● PROBLEM
Leave out the pictures and repeat the data exactly.

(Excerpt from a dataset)
....

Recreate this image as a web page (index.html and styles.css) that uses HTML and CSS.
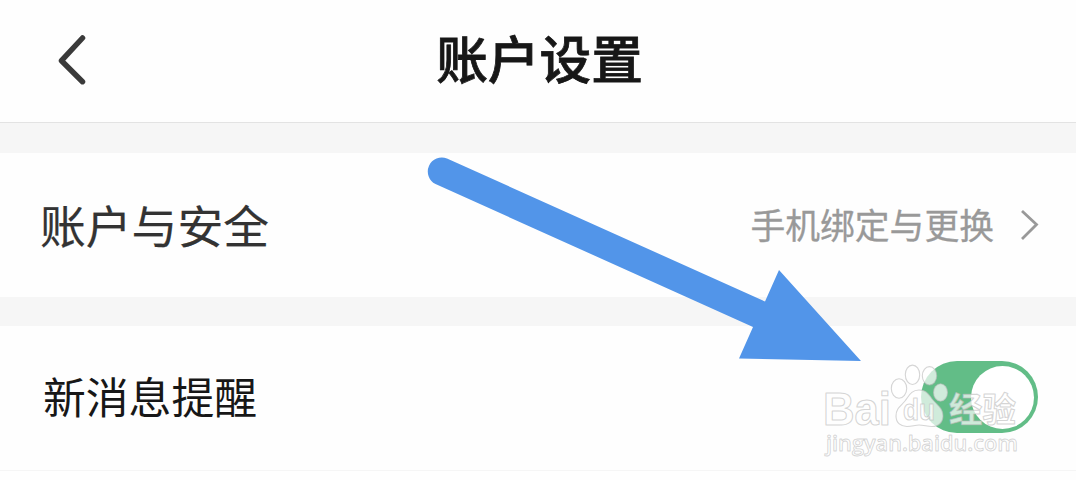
FILE: index.html
```html
<!DOCTYPE html>
<html lang="zh-CN">
<head>
<meta charset="utf-8">
<title>账户设置</title>
<link rel="stylesheet" href="styles.css">
</head>
<body>
<main class="screen">
  <header class="topbar">
    <svg class="back" viewBox="0 0 32 52" aria-hidden="true"><path d="M26.500 5 5.500 27.700 26.500 48.700"/></svg>
    <h1 class="title">账户设置</h1>
  </header>
  <section class="row row-security">
    <span class="label label-security">账户与安全</span>
    <span class="value">手机绑定与更换</span>
    <svg class="chevron" viewBox="0 0 20 32" aria-hidden="true"><path d="M2 2 16.500 15.500 2 30"/></svg>
  </section>
  <section class="row row-message">
    <span class="label label-message">新消息提醒</span>
    <span class="toggle"><span class="knob"></span></span>
  </section>
  <svg class="overlay" viewBox="0 0 1076 480" aria-hidden="true">
    <path class="arrow" d="M447 158.500 765 301.500 779 270 861 361 739 358.500 753 327 435.500 184A14 14 0 0 1 447 158.500Z"/>
    <g class="mark">
      <text class="mark-bai" x="823" y="424.500" textLength="68" lengthAdjust="spacingAndGlyphs">Bai</text>
      <ellipse cx="899" cy="388.500" rx="7.700" ry="9.700"/>
      <ellipse cx="912.500" cy="374.800" rx="7.200" ry="9.700"/>
      <ellipse cx="929.500" cy="375.800" rx="7.200" ry="9.200"/>
      <ellipse cx="940.500" cy="392.500" rx="7" ry="8.700"/>
      <path d="M919 390C911 390 909 396 905 401C901 406 896 408 896 416C896 423 901 426.500 907 426.500C912 426.500 915 425 919 425C924 425 927 426.500 932 426.500C939 426.500 943 422 943 416C943 408 937 405 933 400C929 395 927 390 919 390Z"/>
      <text class="mark-du" x="903" y="420" textLength="32" lengthAdjust="spacingAndGlyphs">du</text>
      <text class="mark-cn" x="949" y="421.500" textLength="67" lengthAdjust="spacingAndGlyphs">经验</text>
      <text class="mark-url" x="826" y="450.500" textLength="192" lengthAdjust="spacingAndGlyphs">jingyan.baidu.com</text>
    </g>
  </svg>
</main>
</body>
</html>
```
FILE: styles.css
```css
* { box-sizing: border-box; }
body { margin: 0; background: #fefefe; font-family: "Noto Sans CJK SC", sans-serif; }
.screen {
  position: relative;
  display: flex;
  flex-direction: column;
  height: 480px;
  overflow: hidden;
}
.topbar {
  display: grid;
  grid-template-columns: 1fr auto 1fr;
  align-items: center;
  height: 123px;
  padding: 0 56px;
  border-bottom: 1px solid #e3e3e3;
}
.back { width: 32px; height: 52px; margin-bottom: 5px; fill: none; stroke: #3a3a3a; stroke-width: 5.5; stroke-linecap: round; stroke-linejoin: round; }
.title { margin: 0 0 8px; padding-left: 3px; font-size: 51.7px; line-height: 60px; font-weight: 500; color: #171717; -webkit-text-stroke: .8px #171717; }
.row { display: flex; align-items: center; }
.row-security { height: 203px; border: solid #f6f6f6; border-width: 30px 0 29px; padding: 0 36px 0 40px; }
.row-message { height: 145px; border-bottom: 1px solid #f5f5f5; padding: 0 38px 0 43px; }
.label { flex: 1; white-space: nowrap; }
.label-security { padding-bottom: 3px; font-size: 45.8px; color: #333; -webkit-text-stroke: .2px #333; }
.label-message { padding-bottom: 7px; font-size: 42.8px; color: #171717; }
.value { padding-bottom: 3px; font-size: 34.8px; color: #999; white-space: nowrap; -webkit-text-stroke: .3px #999; }
.chevron { width: 20px; height: 32px; margin: 0 0 1px 26px; fill: none; stroke: #999; stroke-width: 2.8; }
.toggle { display: flex; justify-content: flex-end; align-items: center; width: 117px; height: 72px; margin-bottom: 2px; padding: 0 4px; border-radius: 36px; background: #62bd87; }
.knob { width: 63px; height: 63px; border-radius: 50%; background: #fff; }
.overlay { position: absolute; inset: 0; width: 1076px; height: 480px; pointer-events: none; }
.arrow { fill: #5295e9; }
.mark { fill: rgba(255, 255, 255, .7); stroke: rgba(185, 185, 185, .6); stroke-width: 1.1; stroke-linejoin: round; }
.mark-bai { font: 700 46px "Liberation Sans", sans-serif; }
.mark-du { font: 700 29px "Liberation Sans", sans-serif; }
.mark-cn { font: 700 34px "Noto Sans CJK SC", sans-serif; }
.mark-url { font: 600 22px "Open Sans", sans-serif; stroke-width: .9; }
```
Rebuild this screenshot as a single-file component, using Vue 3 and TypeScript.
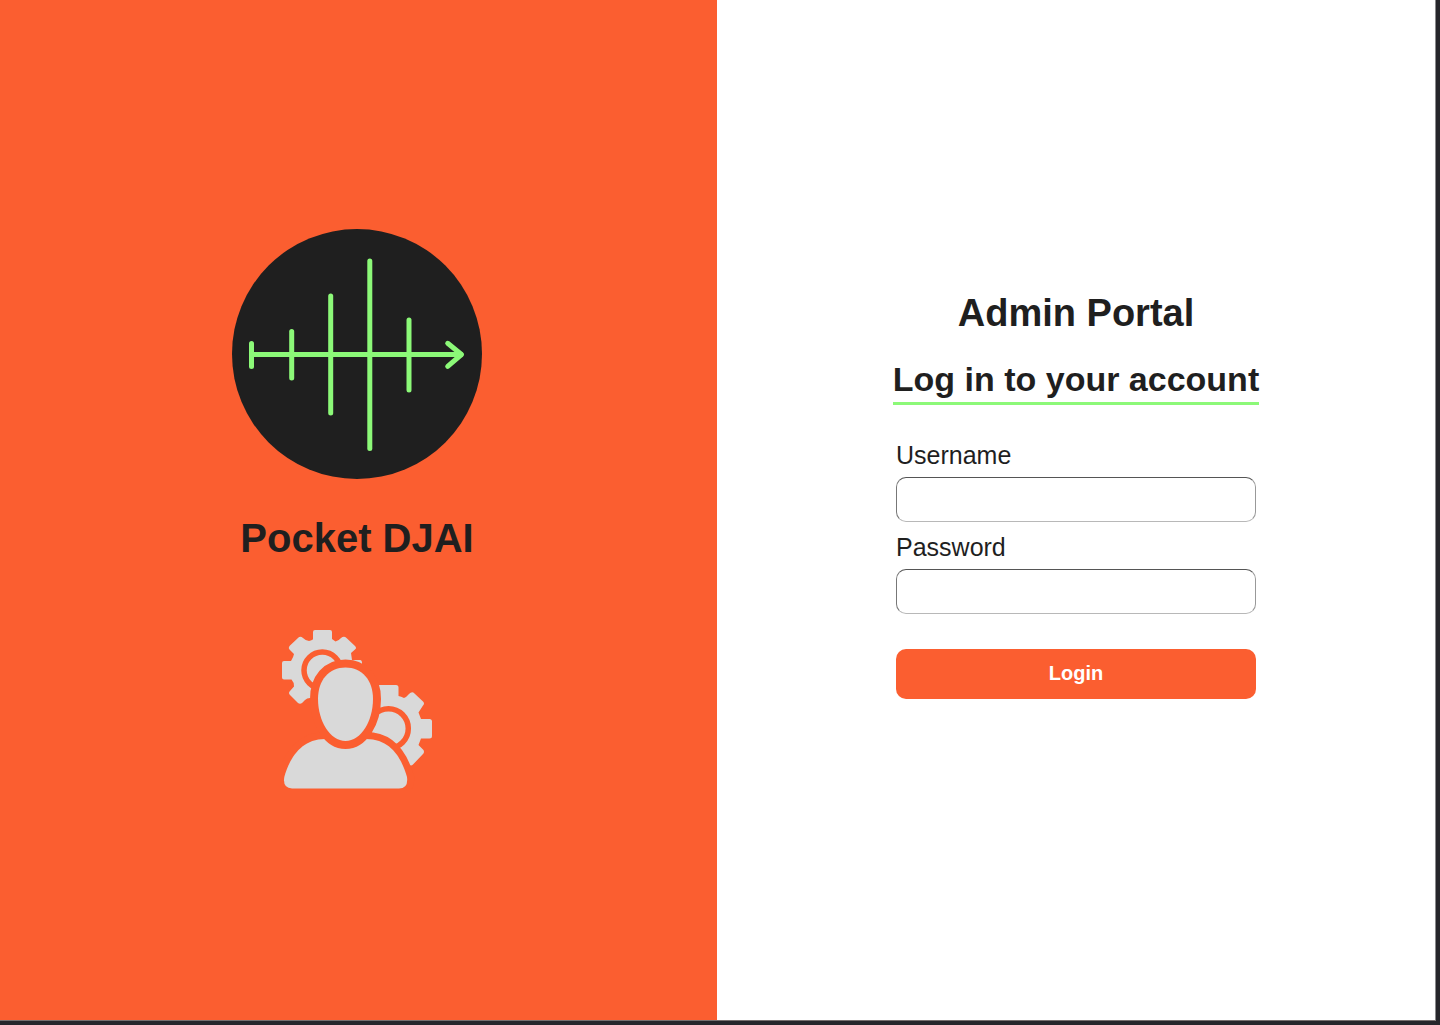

....

● SOLUTION FOR THIS TASK
Recreate this image as a web page (index.html and styles.css) that uses HTML and CSS.
FILE: index.html
```html
<!DOCTYPE html>
<html lang="zh-CN">
<head>
<meta charset="utf-8">
<title>账户设置</title>
<link rel="stylesheet" href="styles.css">
</head>
<body>
<main class="screen">
  <header class="topbar">
    <svg class="back" viewBox="0 0 32 52" aria-hidden="true"><path d="M26.500 5 5.500 27.700 26.500 48.700"/></svg>
    <h1 class="title">账户设置</h1>
  </header>
  <section class="row row-security">
    <span class="label label-security">账户与安全</span>
    <span class="value">手机绑定与更换</span>
    <svg class="chevron" viewBox="0 0 20 32" aria-hidden="true"><path d="M2 2 16.500 15.500 2 30"/></svg>
  </section>
  <section class="row row-message">
    <span class="label label-message">新消息提醒</span>
    <span class="toggle"><span class="knob"></span></span>
  </section>
  <svg class="overlay" viewBox="0 0 1076 480" aria-hidden="true">
    <path class="arrow" d="M447 158.500 765 301.500 779 270 861 361 739 358.500 753 327 435.500 184A14 14 0 0 1 447 158.500Z"/>
    <g class="mark">
      <text class="mark-bai" x="823" y="424.500" textLength="68" lengthAdjust="spacingAndGlyphs">Bai</text>
      <ellipse cx="899" cy="388.500" rx="7.700" ry="9.700"/>
      <ellipse cx="912.500" cy="374.800" rx="7.200" ry="9.700"/>
      <ellipse cx="929.500" cy="375.800" rx="7.200" ry="9.200"/>
      <ellipse cx="940.500" cy="392.500" rx="7" ry="8.700"/>
      <path d="M919 390C911 390 909 396 905 401C901 406 896 408 896 416C896 423 901 426.500 907 426.500C912 426.500 915 425 919 425C924 425 927 426.500 932 426.500C939 426.500 943 422 943 416C943 408 937 405 933 400C929 395 927 390 919 390Z"/>
      <text class="mark-du" x="903" y="420" textLength="32" lengthAdjust="spacingAndGlyphs">du</text>
      <text class="mark-cn" x="949" y="421.500" textLength="67" lengthAdjust="spacingAndGlyphs">经验</text>
      <text class="mark-url" x="826" y="450.500" textLength="192" lengthAdjust="spacingAndGlyphs">jingyan.baidu.com</text>
    </g>
  </svg>
</main>
</body>
</html>
```
FILE: styles.css
```css
* { box-sizing: border-box; }
body { margin: 0; background: #fefefe; font-family: "Noto Sans CJK SC", sans-serif; }
.screen {
  position: relative;
  display: flex;
  flex-direction: column;
  height: 480px;
  overflow: hidden;
}
.topbar {
  display: grid;
  grid-template-columns: 1fr auto 1fr;
  align-items: center;
  height: 123px;
  padding: 0 56px;
  border-bottom: 1px solid #e3e3e3;
}
.back { width: 32px; height: 52px; margin-bottom: 5px; fill: none; stroke: #3a3a3a; stroke-width: 5.5; stroke-linecap: round; stroke-linejoin: round; }
.title { margin: 0 0 8px; padding-left: 3px; font-size: 51.7px; line-height: 60px; font-weight: 500; color: #171717; -webkit-text-stroke: .8px #171717; }
.row { display: flex; align-items: center; }
.row-security { height: 203px; border: solid #f6f6f6; border-width: 30px 0 29px; padding: 0 36px 0 40px; }
.row-message { height: 145px; border-bottom: 1px solid #f5f5f5; padding: 0 38px 0 43px; }
.label { flex: 1; white-space: nowrap; }
.label-security { padding-bottom: 3px; font-size: 45.8px; color: #333; -webkit-text-stroke: .2px #333; }
.label-message { padding-bottom: 7px; font-size: 42.8px; color: #171717; }
.value { padding-bottom: 3px; font-size: 34.8px; color: #999; white-space: nowrap; -webkit-text-stroke: .3px #999; }
.chevron { width: 20px; height: 32px; margin: 0 0 1px 26px; fill: none; stroke: #999; stroke-width: 2.8; }
.toggle { display: flex; justify-content: flex-end; align-items: center; width: 117px; height: 72px; margin-bottom: 2px; padding: 0 4px; border-radius: 36px; background: #62bd87; }
.knob { width: 63px; height: 63px; border-radius: 50%; background: #fff; }
.overlay { position: absolute; inset: 0; width: 1076px; height: 480px; pointer-events: none; }
.arrow { fill: #5295e9; }
.mark { fill: rgba(255, 255, 255, .7); stroke: rgba(185, 185, 185, .6); stroke-width: 1.1; stroke-linejoin: round; }
.mark-bai { font: 700 46px "Liberation Sans", sans-serif; }
.mark-du { font: 700 29px "Liberation Sans", sans-serif; }
.mark-cn { font: 700 34px "Noto Sans CJK SC", sans-serif; }
.mark-url { font: 600 22px "Open Sans", sans-serif; stroke-width: .9; }
```
Rebuild this screenshot as a single-file component, using Vue 3 and TypeScript.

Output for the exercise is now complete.